* **Information supplied**
** Begin **

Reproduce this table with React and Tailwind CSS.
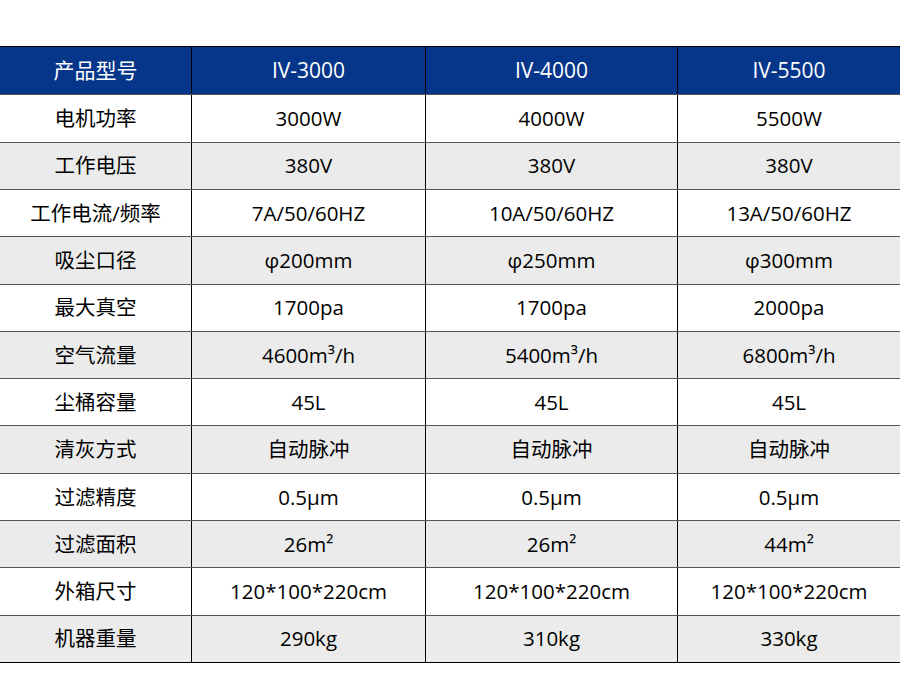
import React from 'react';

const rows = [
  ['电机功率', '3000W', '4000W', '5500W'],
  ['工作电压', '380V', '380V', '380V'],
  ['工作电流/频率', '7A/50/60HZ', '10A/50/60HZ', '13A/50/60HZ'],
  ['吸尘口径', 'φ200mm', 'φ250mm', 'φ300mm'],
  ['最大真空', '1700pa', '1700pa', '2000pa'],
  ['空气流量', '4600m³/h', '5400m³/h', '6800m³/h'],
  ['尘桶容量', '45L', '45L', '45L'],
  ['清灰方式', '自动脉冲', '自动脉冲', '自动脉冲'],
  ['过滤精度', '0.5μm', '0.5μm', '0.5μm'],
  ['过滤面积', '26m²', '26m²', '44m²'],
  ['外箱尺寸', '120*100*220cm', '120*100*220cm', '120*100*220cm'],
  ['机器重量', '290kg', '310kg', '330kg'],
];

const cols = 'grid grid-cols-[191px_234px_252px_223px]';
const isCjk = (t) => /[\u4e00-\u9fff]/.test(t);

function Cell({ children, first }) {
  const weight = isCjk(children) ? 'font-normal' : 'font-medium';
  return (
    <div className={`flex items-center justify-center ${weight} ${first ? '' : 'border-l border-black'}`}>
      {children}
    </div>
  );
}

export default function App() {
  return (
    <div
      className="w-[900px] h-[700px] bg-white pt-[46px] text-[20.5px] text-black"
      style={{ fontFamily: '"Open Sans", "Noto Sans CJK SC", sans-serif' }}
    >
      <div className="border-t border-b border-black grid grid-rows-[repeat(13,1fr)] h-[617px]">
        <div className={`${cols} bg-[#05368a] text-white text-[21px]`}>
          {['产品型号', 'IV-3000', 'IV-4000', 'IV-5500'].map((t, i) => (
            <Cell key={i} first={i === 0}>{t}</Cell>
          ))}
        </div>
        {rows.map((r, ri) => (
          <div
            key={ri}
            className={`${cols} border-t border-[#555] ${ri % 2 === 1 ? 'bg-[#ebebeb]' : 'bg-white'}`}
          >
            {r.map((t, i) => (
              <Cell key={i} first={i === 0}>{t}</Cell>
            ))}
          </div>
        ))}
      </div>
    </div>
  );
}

** End **

* **Request**
The material above holds pictures; copy everything else in it exactly.

* **Answer to the exercise**
Reproduce this table with React and Tailwind CSS.
import React from 'react';

const rows = [
  ['电机功率', '3000W', '4000W', '5500W'],
  ['工作电压', '380V', '380V', '380V'],
  ['工作电流/频率', '7A/50/60HZ', '10A/50/60HZ', '13A/50/60HZ'],
  ['吸尘口径', 'φ200mm', 'φ250mm', 'φ300mm'],
  ['最大真空', '1700pa', '1700pa', '2000pa'],
  ['空气流量', '4600m³/h', '5400m³/h', '6800m³/h'],
  ['尘桶容量', '45L', '45L', '45L'],
  ['清灰方式', '自动脉冲', '自动脉冲', '自动脉冲'],
  ['过滤精度', '0.5μm', '0.5μm', '0.5μm'],
  ['过滤面积', '26m²', '26m²', '44m²'],
  ['外箱尺寸', '120*100*220cm', '120*100*220cm', '120*100*220cm'],
  ['机器重量', '290kg', '310kg', '330kg'],
];

const cols = 'grid grid-cols-[191px_234px_252px_223px]';
const isCjk = (t) => /[\u4e00-\u9fff]/.test(t);

function Cell({ children, first }) {
  const weight = isCjk(children) ? 'font-normal' : 'font-medium';
  return (
    <div className={`flex items-center justify-center ${weight} ${first ? '' : 'border-l border-black'}`}>
      {children}
    </div>
  );
}

export default function App() {
  return (
    <div
      className="w-[900px] h-[700px] bg-white pt-[46px] text-[20.5px] text-black"
      style={{ fontFamily: '"Open Sans", "Noto Sans CJK SC", sans-serif' }}
    >
      <div className="border-t border-b border-black grid grid-rows-[repeat(13,1fr)] h-[617px]">
        <div className={`${cols} bg-[#05368a] text-white text-[21px]`}>
          {['产品型号', 'IV-3000', 'IV-4000', 'IV-5500'].map((t, i) => (
            <Cell key={i} first={i === 0}>{t}</Cell>
          ))}
        </div>
        {rows.map((r, ri) => (
          <div
            key={ri}
            className={`${cols} border-t border-[#555] ${ri % 2 === 1 ? 'bg-[#ebebeb]' : 'bg-white'}`}
          >
            {r.map((t, i) => (
              <Cell key={i} first={i === 0}>{t}</Cell>
            ))}
          </div>
        ))}
      </div>
    </div>
  );
}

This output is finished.